* Begin *

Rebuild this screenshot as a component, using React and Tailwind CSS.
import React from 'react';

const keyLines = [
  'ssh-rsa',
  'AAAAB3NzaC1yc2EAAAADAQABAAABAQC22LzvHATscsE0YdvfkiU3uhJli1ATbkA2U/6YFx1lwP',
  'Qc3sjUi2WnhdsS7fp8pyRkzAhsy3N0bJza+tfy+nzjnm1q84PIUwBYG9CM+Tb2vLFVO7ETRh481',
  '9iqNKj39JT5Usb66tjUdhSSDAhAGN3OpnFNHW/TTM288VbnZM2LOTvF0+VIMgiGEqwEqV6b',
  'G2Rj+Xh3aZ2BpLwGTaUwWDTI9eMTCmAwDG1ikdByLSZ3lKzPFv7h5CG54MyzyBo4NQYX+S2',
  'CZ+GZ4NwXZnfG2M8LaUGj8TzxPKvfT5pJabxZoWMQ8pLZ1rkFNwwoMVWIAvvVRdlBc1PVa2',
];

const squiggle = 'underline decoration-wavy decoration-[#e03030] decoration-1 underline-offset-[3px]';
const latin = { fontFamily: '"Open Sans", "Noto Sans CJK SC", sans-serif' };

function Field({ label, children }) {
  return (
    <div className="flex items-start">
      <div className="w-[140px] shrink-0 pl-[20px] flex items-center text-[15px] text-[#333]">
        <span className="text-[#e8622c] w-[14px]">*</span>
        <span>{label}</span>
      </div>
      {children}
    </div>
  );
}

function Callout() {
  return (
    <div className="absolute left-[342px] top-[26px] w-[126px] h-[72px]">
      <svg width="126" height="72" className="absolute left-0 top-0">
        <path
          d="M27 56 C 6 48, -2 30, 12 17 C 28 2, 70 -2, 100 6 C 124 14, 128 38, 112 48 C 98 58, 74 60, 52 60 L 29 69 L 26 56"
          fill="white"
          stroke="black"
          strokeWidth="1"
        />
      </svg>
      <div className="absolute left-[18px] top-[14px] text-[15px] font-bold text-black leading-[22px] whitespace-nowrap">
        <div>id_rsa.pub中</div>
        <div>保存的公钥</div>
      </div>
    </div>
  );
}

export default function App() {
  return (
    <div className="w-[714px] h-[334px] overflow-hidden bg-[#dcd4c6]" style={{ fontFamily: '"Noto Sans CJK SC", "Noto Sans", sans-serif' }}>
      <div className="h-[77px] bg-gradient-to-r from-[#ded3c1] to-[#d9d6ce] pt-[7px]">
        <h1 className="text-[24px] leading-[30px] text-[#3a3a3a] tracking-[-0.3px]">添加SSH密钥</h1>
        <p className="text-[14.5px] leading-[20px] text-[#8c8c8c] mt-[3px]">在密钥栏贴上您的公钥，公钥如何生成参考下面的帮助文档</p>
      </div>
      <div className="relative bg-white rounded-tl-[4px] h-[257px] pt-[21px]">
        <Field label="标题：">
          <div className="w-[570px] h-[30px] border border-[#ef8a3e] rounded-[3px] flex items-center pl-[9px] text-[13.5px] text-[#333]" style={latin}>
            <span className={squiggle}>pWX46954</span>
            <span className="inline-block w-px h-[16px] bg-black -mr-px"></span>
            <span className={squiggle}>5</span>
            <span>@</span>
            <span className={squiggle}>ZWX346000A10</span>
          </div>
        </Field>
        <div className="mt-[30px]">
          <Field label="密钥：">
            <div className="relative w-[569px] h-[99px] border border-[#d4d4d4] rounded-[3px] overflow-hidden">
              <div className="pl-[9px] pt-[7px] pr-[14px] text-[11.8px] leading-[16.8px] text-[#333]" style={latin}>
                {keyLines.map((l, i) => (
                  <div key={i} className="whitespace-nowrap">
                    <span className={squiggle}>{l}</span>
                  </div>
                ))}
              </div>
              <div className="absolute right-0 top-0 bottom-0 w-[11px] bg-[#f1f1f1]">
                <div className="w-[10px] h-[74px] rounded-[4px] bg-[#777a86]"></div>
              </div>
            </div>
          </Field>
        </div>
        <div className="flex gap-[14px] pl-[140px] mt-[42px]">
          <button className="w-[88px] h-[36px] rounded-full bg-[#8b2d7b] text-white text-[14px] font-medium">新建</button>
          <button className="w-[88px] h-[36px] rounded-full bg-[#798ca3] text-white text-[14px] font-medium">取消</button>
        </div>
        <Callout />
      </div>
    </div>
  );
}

* End *
* Begin *

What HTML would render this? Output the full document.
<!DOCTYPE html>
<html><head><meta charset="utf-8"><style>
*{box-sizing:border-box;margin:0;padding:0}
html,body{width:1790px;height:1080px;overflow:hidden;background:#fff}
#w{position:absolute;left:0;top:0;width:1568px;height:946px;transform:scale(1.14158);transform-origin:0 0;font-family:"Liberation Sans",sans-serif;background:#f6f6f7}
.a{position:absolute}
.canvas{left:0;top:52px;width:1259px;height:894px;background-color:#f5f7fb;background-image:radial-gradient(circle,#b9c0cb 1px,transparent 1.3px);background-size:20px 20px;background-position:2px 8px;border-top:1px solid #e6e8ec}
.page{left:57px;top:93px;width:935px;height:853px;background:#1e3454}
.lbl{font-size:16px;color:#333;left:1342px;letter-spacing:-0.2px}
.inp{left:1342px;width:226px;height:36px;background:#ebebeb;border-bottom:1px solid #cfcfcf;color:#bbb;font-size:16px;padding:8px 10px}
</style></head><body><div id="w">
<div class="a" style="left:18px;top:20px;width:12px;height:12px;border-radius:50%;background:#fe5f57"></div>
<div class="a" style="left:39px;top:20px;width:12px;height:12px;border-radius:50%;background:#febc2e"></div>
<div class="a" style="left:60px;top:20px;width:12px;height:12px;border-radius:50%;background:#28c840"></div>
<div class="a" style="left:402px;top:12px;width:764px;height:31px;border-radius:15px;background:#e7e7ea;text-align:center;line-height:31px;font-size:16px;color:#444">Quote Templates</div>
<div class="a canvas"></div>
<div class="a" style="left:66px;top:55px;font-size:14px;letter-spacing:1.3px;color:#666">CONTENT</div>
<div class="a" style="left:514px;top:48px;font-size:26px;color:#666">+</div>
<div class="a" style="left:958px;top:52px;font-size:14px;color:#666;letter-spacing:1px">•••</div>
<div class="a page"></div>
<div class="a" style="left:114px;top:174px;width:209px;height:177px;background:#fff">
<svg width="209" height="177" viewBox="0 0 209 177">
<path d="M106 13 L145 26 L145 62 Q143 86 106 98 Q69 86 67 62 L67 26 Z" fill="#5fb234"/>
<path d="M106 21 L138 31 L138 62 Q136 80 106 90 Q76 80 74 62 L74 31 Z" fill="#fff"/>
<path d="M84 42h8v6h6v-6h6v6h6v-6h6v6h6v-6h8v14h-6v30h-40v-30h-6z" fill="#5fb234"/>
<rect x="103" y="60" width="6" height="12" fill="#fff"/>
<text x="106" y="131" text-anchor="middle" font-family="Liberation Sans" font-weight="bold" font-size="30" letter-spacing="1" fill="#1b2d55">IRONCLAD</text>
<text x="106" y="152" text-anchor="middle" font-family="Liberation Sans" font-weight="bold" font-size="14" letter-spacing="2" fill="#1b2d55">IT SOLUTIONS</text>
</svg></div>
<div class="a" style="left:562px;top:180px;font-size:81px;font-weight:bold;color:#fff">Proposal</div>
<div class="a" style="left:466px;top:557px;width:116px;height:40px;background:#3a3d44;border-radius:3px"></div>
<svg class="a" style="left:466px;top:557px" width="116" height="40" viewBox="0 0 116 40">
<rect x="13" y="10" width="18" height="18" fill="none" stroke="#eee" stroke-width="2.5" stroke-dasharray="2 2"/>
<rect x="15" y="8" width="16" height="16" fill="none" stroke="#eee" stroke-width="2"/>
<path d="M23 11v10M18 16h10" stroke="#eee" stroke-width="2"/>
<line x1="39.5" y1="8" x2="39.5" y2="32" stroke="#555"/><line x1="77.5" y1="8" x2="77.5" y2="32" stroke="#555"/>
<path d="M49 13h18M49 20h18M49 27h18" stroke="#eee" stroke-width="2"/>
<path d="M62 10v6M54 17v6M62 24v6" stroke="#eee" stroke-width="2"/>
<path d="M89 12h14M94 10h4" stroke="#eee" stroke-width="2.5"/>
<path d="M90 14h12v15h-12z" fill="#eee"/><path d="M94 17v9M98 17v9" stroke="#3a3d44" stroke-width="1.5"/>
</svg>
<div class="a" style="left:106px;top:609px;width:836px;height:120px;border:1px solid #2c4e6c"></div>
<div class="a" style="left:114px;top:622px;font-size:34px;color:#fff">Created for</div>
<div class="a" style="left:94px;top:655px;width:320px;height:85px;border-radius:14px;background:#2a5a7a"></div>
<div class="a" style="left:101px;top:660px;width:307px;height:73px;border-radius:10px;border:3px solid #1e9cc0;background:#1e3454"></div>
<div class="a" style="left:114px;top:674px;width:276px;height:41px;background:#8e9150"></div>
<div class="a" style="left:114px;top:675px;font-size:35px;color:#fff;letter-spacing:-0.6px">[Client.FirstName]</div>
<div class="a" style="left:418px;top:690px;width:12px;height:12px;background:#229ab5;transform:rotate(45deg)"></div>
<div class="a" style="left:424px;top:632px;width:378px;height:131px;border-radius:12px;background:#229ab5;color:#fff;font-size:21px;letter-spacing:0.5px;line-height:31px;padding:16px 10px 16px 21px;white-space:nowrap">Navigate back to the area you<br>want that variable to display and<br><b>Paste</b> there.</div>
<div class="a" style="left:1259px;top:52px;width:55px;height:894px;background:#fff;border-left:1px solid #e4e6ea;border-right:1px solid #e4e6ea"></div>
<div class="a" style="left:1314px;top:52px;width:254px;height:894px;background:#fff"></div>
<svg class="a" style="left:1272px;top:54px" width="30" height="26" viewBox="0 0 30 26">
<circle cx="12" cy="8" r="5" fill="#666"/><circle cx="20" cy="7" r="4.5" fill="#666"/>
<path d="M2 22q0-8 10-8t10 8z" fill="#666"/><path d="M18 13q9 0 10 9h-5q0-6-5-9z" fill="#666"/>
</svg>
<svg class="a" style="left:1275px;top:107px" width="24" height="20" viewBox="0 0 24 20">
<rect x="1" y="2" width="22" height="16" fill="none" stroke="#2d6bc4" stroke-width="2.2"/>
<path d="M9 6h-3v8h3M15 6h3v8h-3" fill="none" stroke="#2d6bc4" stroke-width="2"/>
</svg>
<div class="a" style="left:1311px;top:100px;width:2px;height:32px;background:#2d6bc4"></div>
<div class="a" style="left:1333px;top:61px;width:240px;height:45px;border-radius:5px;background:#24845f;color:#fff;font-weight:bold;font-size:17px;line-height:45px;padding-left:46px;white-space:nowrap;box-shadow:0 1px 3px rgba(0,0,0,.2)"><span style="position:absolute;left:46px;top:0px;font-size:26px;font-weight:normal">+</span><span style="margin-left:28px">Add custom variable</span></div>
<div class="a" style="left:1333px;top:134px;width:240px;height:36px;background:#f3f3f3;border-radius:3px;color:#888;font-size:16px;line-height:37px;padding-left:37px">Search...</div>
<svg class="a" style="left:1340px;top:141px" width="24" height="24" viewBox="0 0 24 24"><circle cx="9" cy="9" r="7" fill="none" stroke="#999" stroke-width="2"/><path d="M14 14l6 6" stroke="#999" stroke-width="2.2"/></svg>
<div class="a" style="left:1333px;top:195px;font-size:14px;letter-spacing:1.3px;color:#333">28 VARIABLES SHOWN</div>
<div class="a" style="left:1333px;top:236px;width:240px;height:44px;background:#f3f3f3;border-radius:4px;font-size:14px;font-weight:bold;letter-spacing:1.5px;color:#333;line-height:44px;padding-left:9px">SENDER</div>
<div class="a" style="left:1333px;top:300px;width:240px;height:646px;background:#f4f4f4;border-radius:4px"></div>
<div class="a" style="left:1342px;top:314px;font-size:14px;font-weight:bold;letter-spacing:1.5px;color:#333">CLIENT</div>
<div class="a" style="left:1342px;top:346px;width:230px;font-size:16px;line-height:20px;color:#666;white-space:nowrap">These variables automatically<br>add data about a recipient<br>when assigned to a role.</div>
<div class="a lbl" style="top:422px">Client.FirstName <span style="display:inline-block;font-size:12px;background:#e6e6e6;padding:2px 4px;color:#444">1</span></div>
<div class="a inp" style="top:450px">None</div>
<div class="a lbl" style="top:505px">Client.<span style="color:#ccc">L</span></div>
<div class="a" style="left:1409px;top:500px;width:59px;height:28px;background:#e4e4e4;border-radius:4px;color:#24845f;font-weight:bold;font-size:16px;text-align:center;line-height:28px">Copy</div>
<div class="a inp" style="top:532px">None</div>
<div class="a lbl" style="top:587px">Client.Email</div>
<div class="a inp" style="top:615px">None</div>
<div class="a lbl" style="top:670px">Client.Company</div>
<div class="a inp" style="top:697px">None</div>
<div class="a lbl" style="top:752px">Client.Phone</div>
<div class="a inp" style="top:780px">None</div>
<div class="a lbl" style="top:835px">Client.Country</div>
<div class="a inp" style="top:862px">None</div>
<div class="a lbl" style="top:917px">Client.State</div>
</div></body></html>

* End *
* Begin *

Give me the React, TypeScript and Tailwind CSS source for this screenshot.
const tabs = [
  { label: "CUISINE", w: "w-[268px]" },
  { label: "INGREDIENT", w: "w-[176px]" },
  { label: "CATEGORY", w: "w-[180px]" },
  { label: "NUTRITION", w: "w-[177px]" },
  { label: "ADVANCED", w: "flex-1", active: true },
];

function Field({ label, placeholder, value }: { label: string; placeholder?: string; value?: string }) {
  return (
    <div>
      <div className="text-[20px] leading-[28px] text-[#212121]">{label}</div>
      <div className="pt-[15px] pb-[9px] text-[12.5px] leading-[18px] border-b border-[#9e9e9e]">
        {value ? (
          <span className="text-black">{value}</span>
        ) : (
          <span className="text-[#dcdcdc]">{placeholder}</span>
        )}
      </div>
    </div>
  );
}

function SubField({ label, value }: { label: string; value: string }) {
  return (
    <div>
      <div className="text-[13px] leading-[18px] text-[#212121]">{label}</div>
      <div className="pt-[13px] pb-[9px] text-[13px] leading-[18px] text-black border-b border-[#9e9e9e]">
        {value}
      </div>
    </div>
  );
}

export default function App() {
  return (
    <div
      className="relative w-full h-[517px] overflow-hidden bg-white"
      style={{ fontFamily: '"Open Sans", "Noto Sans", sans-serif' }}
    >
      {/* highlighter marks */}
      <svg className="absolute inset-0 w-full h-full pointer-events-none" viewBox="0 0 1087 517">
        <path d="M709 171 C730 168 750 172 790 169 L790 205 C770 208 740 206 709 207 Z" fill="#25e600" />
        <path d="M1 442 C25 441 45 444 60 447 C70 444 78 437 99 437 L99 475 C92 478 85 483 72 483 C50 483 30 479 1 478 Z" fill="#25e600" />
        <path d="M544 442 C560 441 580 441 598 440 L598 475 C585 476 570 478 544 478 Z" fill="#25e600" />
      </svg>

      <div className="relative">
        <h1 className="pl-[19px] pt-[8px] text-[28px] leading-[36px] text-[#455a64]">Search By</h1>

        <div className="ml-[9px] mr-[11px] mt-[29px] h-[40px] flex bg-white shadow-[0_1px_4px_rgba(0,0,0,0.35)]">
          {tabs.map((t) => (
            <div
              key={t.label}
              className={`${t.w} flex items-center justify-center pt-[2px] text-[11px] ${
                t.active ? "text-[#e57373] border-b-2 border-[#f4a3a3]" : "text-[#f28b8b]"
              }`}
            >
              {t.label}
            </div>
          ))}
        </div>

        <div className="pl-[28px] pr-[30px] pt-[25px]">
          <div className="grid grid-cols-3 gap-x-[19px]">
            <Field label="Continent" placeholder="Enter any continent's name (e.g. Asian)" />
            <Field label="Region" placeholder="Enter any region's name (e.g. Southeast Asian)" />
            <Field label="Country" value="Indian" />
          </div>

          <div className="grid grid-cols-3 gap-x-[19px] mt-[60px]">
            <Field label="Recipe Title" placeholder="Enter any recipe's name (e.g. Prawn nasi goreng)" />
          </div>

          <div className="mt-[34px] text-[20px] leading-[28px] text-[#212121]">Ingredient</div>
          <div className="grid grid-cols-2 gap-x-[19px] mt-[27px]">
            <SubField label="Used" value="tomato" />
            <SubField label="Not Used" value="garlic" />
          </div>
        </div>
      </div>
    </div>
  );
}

* End *

• _Task goal_
Transcribe nothing but the lines from the line with "Rebuild this screenshot" through the line with "import React from 'react';", reproducing each exactly.

• _Task answer_
Rebuild this screenshot as a component, using React and Tailwind CSS.
import React from 'react';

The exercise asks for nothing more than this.